Please use the processed MNIST data (train/test.pkl https://drive.google.com/drive/folders/1__r_p5W_yCrC_nVxkJB3cuqJf7h0vQqe?usp=sharing) to run the experiments and let me know the results.
Did you use download_and_process_mnist.py to process your mnist data?
I did preprocess the data but cannot produce your results. Thanks for sharing us with the processed one. Now, I got much higher performance: Loading SVHN dataset.
- Prec@1 35.928 mnist_m Loading MNIST_M dataset.
- Prec@1 68.639 syn Loading SYN dataset.
- Prec@1 47.357 usps Loading USPS dataset. label range [0-9]

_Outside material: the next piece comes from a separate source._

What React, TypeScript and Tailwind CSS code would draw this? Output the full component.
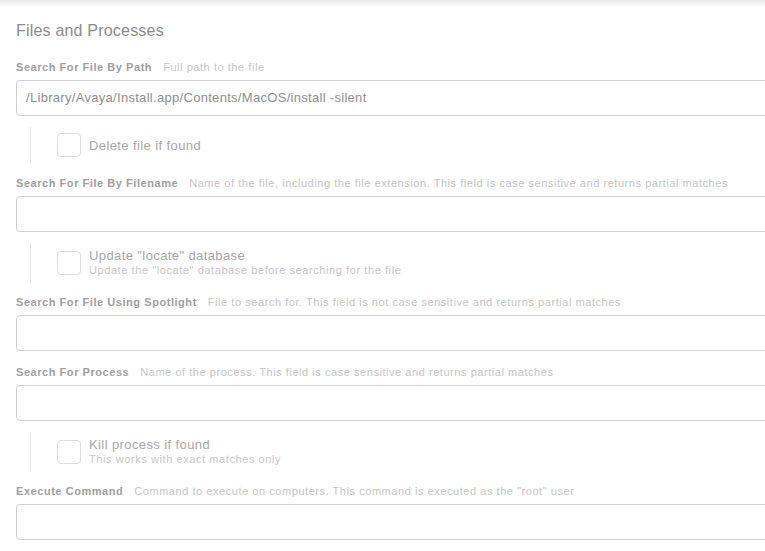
import React from "react";

type Field = {
  label: string;
  help: string;
  value?: string;
  option?: { title: string; sub?: string };
  mt: string;
};

const fields: Field[] = [
  {
    label: "Search For File By Path",
    help: "Full path to the file",
    value: "/Library/Avaya/Install.app/Contents/MacOS/install -silent",
    option: { title: "Delete file if found" },
    mt: "mt-[18px]",
  },
  {
    label: "Search For File By Filename",
    help: "Name of the file, including the file extension. This field is case sensitive and returns partial matches",
    option: {
      title: 'Update "locate" database',
      sub: 'Update the "locate" database before searching for the file',
    },
    mt: "mt-[12px]",
  },
  {
    label: "Search For File Using Spotlight",
    help: "File to search for. This field is not case sensitive and returns partial matches",
    mt: "mt-[11px]",
  },
  {
    label: "Search For Process",
    help: "Name of the process. This field is case sensitive and returns partial matches",
    option: { title: "Kill process if found", sub: "This works with exact matches only" },
    mt: "mt-[13px]",
  },
  {
    label: "Execute Command",
    help: 'Command to execute on computers. This command is executed as the "root" user',
    mt: "mt-[11px]",
  },
];

function OptionRow({ title, sub }: { title: string; sub?: string }) {
  return (
    <div className="mt-[11px] ml-[14px] border-l border-[#e6e6e6] py-[6px] pl-[26px] flex items-center gap-2">
      <div className="w-[24px] h-[24px] shrink-0 rounded-[4px] border border-[#dcdcdc] bg-white" />
      <div className="flex flex-col">
        <span
          className={
            sub
              ? "-mt-[1px] text-[13px] leading-[15px] tracking-[0.4px] text-[#a8a8a8]"
              : "text-[13px] leading-[15px] tracking-[0.4px] text-[#a8a8a8]"
          }
        >
          {title}
        </span>
        {sub && (
          <span className="mt-[1px] text-[11px] leading-[13px] tracking-[0.58px] text-[#c8c8c8]">{sub}</span>
        )}
      </div>
    </div>
  );
}

export default function App() {
  return (
    <div
      className="w-full min-h-[551px] bg-white overflow-hidden"
      style={{ fontFamily: '"Liberation Sans", Arial, sans-serif' }}
    >
      <div className="h-[7px] bg-gradient-to-b from-[#e9e9e9] to-white" />
      <div className="pl-4">
        <h1 className="mt-[14px] text-[16px] leading-[20px] font-normal tracking-[0.2px] text-[#8c8c8c]">
          Files and Processes
        </h1>
        {fields.map((f) => (
          <div key={f.label}>
            <div className={`${f.mt} flex items-baseline gap-[11px] leading-[16px]`}>
              <span className="text-[11px] font-bold tracking-[0.55px] text-[#a0a0a0]">{f.label}</span>
              <span className="text-[11px] tracking-[0.55px] text-[#c6c6c6]">{f.help}</span>
            </div>
            <div className="mt-[5px] w-[770px] h-[36px] rounded-[4px] border border-[#d2d2d2] bg-white flex items-center px-[9px]">
              <span className="text-[13px] tracking-[0.3px] text-[#909090]">{f.value ?? ""}</span>
            </div>
            {f.option && <OptionRow title={f.option.title} sub={f.option.sub} />}
          </div>
        ))}
      </div>
    </div>
  );
}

- Prec@1 79.083 avg acc 65.02627795874845
However, it seems that the performance is even higher than your SOTA: UM-GUD? And may I know why your method is so sensitive to data preprocessing? Is there any specific assumption for your method?
The train/test.pkl is generated using download_and_process_mnist.py. And download_and_process_mnist.py is exactly the same as the one used in: https://github.com/ricvolpi/generalize-unseen-domains
There is nothing special about the data pre-processing. There must be something wrong when you processed the data such as scaling to 0-1, label mismatching between mnist and other datasets, etc. That is the reason why you can achieve >95% acc on MNIST while only >50% on USPS.
Although I have fixed the random seeds, there still exists randomness due to the adversarial training and the training of WAE. In UM-GUD, the problem is more obvious since I proposed to perturb the features. I also tried to perturb the weights but it didn't work. The upper bound of UM-GUD should be higher than M-ADA. And the reported results are averaged over several runs. If you print the results every 1000 iterations, you will find the best results usually appear at 6000th or 7000th iteration and they decrease after that. UM-GUD is more sensitive to hyper-parameters such as T_adv, K, T_sample, advstart_iter, and T_min. I am not sure whether they are the same as the ones I used before the submission since I have many running files and it has been a while. I will try to run more experiments to find more stable hyper-parameters.